> Aim of the exercise
Look through the records below, and copy out every line that holds the string "with".

** Start Data records **

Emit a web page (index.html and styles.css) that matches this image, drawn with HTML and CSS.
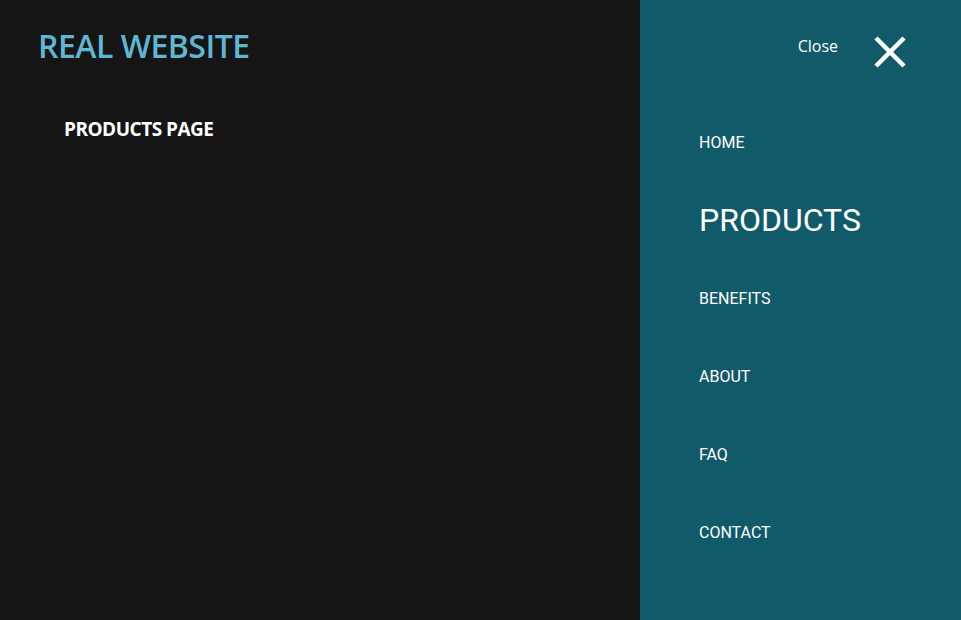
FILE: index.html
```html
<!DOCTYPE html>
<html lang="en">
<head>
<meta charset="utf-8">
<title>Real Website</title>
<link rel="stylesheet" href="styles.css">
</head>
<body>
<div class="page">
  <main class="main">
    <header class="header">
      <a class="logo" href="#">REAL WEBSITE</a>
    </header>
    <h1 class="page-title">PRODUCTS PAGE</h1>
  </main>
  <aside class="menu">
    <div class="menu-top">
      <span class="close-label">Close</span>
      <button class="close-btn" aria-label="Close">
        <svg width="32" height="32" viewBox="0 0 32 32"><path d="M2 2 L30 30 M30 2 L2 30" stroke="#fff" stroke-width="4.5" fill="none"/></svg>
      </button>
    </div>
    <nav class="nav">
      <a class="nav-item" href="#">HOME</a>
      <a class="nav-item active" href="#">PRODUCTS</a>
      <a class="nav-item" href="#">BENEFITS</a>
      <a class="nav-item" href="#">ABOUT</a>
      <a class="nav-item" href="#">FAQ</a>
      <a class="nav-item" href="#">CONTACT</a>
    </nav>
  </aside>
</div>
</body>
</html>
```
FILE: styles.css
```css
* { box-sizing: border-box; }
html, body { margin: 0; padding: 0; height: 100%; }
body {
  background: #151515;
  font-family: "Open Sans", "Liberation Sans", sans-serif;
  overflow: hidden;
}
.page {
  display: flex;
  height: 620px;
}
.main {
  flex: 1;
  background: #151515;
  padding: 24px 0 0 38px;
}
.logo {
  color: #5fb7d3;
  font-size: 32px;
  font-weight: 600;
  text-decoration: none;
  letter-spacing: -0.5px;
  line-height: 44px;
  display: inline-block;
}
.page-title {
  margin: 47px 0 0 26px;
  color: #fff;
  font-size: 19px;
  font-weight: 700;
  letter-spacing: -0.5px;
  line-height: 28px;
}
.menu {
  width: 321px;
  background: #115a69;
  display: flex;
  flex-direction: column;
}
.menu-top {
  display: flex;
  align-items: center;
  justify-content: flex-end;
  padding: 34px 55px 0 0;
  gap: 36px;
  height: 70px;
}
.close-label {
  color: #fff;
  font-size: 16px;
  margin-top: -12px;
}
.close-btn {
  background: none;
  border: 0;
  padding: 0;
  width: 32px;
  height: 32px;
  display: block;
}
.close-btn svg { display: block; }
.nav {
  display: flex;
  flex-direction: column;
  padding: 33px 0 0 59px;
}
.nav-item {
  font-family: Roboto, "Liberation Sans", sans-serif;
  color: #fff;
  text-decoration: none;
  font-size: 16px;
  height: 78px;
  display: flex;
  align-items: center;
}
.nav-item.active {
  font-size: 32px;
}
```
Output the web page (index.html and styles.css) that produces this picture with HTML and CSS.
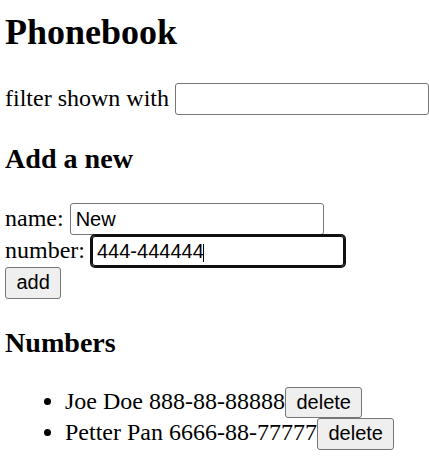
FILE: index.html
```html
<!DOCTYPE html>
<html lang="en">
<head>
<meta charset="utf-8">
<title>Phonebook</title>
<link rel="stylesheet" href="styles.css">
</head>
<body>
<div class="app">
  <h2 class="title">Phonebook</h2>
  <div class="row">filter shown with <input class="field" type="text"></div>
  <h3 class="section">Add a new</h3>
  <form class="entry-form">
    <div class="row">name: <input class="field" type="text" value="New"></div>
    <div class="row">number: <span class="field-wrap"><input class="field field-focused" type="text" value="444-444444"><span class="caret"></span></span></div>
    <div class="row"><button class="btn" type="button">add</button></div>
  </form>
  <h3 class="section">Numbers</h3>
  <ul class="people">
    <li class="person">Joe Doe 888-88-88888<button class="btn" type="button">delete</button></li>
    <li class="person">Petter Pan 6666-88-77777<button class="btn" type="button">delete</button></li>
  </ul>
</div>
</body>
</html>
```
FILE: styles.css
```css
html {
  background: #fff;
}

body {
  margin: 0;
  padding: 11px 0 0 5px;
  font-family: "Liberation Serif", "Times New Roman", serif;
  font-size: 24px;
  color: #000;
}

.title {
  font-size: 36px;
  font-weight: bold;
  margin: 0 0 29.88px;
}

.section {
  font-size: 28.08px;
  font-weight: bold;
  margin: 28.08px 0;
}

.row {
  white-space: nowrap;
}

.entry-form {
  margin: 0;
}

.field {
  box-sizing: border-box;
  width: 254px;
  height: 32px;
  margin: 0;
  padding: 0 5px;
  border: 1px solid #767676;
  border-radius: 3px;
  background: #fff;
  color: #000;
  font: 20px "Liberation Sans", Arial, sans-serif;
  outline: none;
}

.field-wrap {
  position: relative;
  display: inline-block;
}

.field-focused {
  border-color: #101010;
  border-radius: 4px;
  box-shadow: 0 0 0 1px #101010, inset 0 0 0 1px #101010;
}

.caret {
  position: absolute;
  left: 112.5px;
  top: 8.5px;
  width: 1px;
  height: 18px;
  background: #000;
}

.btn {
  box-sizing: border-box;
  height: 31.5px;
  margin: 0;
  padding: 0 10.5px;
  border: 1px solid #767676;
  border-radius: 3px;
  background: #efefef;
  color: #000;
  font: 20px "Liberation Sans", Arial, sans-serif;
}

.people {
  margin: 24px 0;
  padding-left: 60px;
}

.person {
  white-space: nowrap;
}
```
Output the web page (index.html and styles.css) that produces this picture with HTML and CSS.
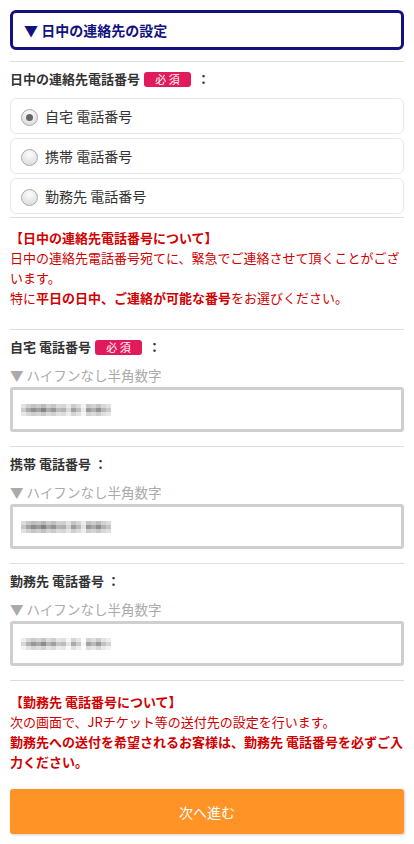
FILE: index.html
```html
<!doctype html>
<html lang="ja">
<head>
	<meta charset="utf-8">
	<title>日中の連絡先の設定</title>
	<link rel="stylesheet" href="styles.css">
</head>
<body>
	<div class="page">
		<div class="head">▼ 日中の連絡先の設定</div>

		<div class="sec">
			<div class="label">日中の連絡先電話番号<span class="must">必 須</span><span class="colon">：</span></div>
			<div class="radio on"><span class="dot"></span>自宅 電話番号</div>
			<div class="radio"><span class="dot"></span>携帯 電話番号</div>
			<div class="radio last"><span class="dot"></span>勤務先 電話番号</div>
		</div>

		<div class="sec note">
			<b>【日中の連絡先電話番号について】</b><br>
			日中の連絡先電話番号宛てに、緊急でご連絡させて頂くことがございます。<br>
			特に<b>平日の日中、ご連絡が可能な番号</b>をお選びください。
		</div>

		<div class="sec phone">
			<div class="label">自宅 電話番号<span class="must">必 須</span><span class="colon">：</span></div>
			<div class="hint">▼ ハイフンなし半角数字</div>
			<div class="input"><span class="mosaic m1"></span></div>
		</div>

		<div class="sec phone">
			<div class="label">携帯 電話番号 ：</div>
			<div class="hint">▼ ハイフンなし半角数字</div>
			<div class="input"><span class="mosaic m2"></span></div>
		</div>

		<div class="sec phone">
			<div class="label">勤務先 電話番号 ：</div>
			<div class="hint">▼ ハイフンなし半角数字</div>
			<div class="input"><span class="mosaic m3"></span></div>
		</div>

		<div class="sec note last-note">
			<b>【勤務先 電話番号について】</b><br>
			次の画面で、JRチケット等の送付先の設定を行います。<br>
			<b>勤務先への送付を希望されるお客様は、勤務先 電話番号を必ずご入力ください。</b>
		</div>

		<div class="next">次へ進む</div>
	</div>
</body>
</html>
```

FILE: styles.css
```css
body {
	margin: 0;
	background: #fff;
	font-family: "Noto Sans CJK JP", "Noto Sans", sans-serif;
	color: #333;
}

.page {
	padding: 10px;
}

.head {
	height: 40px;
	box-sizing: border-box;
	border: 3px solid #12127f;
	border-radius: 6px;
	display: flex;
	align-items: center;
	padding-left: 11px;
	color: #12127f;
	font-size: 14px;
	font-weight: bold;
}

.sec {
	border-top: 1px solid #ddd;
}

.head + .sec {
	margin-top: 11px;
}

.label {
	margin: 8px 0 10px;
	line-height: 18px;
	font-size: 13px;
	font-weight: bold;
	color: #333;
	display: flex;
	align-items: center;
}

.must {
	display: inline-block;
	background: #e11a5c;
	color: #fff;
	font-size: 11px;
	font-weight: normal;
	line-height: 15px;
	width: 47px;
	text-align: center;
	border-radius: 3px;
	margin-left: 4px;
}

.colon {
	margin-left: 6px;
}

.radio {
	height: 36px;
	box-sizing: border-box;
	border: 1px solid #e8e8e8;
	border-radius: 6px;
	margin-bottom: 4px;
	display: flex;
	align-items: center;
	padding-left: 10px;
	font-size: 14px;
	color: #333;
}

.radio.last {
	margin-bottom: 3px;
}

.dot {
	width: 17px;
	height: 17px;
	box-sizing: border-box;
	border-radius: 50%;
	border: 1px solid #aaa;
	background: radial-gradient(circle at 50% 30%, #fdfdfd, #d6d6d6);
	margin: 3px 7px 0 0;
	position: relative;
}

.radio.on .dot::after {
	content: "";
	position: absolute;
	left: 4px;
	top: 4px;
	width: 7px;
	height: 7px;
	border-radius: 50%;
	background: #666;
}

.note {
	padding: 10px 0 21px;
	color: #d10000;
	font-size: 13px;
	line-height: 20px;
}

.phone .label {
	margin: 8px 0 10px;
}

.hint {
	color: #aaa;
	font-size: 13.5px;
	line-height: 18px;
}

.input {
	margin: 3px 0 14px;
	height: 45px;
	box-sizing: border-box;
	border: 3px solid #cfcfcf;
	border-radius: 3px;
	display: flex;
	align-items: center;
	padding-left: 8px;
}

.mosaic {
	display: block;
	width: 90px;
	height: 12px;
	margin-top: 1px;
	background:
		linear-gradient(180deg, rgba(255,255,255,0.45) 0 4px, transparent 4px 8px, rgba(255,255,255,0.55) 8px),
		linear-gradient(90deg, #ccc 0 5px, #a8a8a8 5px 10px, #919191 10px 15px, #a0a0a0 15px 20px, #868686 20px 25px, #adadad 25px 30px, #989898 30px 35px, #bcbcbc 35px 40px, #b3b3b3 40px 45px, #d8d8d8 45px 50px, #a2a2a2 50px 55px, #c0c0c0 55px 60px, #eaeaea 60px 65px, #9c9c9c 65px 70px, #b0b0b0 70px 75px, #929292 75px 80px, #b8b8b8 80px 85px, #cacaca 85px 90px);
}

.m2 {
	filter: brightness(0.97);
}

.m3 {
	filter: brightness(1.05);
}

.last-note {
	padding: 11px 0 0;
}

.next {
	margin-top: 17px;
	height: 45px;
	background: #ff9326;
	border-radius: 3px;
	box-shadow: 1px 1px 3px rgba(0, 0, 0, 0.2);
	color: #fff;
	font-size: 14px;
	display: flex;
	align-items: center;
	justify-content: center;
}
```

** End Data records **

> Correct output
Emit a web page (index.html and styles.css) that matches this image, drawn with HTML and CSS.
Output the web page (index.html and styles.css) that produces this picture with HTML and CSS.
  <div class="row">filter shown with <input class="field" type="text"></div>
Output the web page (index.html and styles.css) that produces this picture with HTML and CSS.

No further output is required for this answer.